Written problem » Locate and copy all lines bearing the word "with".

Supplied records »
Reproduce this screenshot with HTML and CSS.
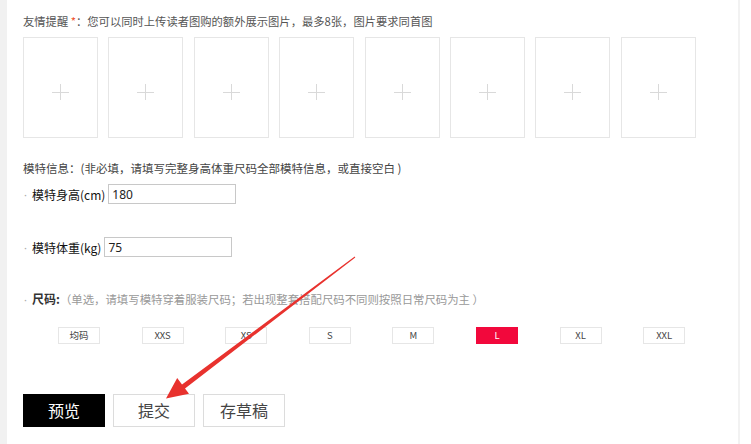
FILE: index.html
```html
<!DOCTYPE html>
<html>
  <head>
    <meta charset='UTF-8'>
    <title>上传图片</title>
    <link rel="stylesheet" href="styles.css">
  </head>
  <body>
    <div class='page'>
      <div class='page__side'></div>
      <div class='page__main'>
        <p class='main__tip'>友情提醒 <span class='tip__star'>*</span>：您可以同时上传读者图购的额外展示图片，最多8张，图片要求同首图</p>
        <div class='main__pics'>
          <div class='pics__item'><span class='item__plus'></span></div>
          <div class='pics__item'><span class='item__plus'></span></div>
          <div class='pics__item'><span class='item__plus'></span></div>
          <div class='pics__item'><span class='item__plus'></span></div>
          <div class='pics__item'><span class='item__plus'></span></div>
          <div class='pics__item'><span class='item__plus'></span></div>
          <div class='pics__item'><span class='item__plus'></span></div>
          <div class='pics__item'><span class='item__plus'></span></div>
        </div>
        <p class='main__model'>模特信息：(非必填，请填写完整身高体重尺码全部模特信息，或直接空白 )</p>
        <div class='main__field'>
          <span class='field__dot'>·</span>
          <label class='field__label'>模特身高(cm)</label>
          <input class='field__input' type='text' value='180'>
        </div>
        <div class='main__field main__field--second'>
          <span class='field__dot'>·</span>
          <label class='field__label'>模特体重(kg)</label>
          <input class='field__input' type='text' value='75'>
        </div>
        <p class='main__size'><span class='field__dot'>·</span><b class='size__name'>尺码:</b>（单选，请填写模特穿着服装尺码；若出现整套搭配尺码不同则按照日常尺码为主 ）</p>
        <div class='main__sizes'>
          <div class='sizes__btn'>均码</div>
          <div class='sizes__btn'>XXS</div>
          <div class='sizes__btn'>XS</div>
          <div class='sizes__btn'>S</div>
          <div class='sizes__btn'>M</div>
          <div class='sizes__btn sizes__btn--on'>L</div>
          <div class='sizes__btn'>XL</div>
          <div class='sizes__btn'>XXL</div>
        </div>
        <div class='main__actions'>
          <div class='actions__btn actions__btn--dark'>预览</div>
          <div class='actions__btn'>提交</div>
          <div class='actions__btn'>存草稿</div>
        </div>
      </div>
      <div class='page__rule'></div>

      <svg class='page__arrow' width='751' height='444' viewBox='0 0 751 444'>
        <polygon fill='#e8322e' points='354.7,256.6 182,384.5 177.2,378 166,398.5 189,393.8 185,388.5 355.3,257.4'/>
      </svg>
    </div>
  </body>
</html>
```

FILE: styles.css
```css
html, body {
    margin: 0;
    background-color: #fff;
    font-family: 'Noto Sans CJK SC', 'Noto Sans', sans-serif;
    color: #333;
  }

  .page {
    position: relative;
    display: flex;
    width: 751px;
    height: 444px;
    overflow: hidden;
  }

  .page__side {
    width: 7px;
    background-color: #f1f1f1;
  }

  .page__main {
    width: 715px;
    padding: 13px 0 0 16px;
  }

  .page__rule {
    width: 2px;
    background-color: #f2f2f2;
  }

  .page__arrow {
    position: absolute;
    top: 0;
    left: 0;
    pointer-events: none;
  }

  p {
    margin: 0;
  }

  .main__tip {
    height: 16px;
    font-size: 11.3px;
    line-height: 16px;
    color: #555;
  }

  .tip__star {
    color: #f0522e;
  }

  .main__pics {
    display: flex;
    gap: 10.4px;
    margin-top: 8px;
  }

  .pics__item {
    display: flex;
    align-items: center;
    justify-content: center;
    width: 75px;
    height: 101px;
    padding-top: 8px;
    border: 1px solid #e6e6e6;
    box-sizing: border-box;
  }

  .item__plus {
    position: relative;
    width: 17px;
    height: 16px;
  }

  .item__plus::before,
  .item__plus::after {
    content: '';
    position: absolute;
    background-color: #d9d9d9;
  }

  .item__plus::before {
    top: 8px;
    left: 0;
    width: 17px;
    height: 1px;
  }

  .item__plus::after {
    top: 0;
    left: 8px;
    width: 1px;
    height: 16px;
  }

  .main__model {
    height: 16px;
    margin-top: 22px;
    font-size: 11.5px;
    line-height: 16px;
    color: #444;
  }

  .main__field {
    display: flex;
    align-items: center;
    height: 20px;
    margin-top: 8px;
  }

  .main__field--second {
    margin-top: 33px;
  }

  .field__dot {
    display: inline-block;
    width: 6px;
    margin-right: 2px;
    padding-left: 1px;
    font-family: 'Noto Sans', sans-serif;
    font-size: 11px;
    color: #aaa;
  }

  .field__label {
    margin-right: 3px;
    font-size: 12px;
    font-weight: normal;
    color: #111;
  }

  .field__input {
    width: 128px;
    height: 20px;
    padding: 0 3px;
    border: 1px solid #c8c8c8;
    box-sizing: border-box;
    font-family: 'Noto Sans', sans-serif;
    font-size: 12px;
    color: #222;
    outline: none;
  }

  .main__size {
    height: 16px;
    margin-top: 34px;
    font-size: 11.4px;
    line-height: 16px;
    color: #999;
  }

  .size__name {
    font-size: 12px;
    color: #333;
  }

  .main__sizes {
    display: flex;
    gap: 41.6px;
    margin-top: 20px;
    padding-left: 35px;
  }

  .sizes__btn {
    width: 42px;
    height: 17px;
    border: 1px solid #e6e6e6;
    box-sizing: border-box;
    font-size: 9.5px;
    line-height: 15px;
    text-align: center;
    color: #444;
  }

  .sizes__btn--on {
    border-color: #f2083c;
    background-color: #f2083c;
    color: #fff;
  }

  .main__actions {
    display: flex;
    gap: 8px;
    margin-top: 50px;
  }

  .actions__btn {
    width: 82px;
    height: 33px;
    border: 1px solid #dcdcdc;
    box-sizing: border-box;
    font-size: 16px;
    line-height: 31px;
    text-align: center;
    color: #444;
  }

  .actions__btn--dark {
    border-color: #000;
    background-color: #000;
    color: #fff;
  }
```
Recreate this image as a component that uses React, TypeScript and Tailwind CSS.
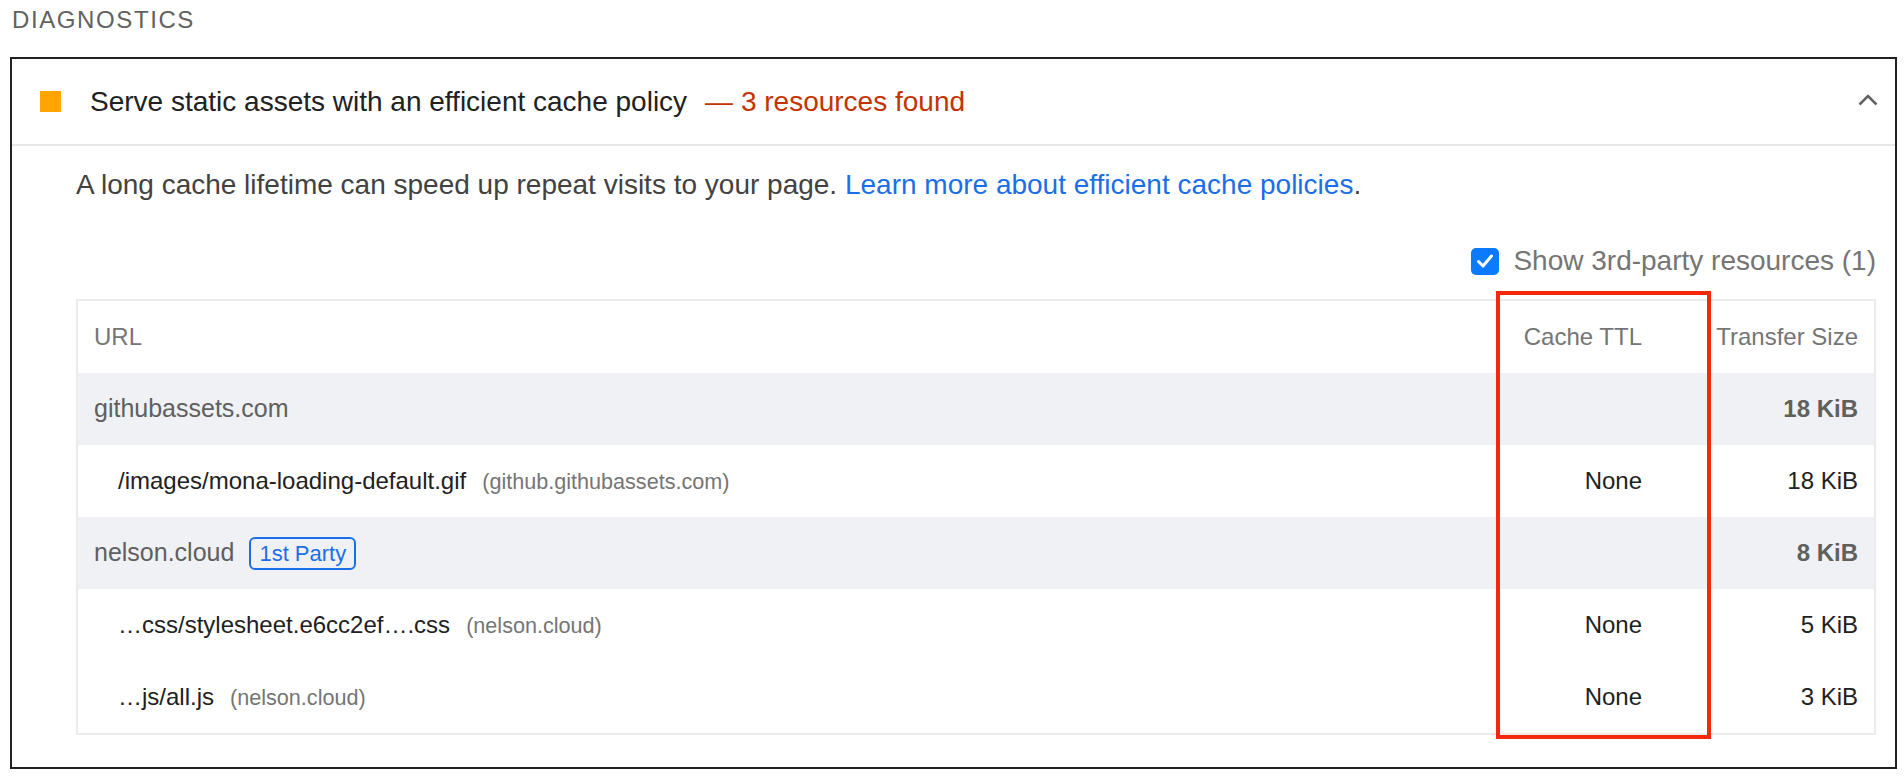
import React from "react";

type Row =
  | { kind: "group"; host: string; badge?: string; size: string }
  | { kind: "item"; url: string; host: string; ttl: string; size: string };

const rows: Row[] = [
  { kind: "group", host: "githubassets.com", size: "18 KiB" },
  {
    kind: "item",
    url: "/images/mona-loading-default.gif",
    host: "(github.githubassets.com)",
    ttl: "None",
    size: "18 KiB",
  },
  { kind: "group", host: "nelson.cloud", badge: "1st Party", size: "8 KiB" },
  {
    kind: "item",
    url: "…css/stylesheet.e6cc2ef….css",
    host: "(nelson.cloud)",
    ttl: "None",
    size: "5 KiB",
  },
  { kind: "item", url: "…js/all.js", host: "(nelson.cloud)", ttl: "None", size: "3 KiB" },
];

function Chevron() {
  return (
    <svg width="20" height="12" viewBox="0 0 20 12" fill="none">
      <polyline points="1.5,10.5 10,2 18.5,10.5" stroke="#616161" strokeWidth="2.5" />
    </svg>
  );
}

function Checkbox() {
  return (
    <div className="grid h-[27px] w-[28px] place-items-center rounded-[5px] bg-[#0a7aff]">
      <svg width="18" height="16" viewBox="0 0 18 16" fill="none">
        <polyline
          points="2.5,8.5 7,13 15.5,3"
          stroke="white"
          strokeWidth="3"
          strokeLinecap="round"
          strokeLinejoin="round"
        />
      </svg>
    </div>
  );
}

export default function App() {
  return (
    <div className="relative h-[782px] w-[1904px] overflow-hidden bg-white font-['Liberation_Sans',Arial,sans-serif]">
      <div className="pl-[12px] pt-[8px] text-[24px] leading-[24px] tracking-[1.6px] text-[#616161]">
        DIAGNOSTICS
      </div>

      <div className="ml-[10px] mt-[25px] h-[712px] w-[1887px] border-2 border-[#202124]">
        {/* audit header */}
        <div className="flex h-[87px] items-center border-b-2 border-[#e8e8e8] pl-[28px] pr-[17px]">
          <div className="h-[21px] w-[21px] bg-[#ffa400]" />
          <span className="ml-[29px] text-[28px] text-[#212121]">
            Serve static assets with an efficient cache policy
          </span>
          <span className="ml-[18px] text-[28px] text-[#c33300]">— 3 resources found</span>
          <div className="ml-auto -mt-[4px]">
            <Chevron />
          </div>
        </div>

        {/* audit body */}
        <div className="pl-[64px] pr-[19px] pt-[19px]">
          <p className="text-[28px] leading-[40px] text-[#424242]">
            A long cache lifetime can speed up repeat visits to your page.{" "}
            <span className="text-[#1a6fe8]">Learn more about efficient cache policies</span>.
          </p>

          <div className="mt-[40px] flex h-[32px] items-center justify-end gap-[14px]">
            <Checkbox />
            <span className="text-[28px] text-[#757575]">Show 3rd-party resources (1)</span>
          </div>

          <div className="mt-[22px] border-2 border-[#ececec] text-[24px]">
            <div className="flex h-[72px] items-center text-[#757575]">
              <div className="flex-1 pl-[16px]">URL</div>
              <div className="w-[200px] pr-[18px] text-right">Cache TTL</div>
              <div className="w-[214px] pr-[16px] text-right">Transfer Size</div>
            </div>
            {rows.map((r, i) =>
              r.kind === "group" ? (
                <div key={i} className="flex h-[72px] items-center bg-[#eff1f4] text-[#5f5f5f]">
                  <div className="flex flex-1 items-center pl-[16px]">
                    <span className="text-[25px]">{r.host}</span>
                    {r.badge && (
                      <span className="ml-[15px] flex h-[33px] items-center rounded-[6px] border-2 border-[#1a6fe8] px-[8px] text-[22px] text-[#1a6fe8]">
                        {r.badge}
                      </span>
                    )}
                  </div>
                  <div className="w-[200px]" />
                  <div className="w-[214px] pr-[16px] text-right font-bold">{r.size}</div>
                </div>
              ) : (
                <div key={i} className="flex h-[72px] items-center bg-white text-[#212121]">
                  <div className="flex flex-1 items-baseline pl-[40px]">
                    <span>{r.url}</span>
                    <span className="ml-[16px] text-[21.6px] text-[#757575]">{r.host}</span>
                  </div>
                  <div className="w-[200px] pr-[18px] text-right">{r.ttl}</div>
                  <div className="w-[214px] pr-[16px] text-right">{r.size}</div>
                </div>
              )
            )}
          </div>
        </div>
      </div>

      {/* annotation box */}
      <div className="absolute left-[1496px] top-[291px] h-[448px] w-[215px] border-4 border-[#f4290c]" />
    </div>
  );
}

Output of the exercise »
Reproduce this screenshot with HTML and CSS.
            Serve static assets with an efficient cache policy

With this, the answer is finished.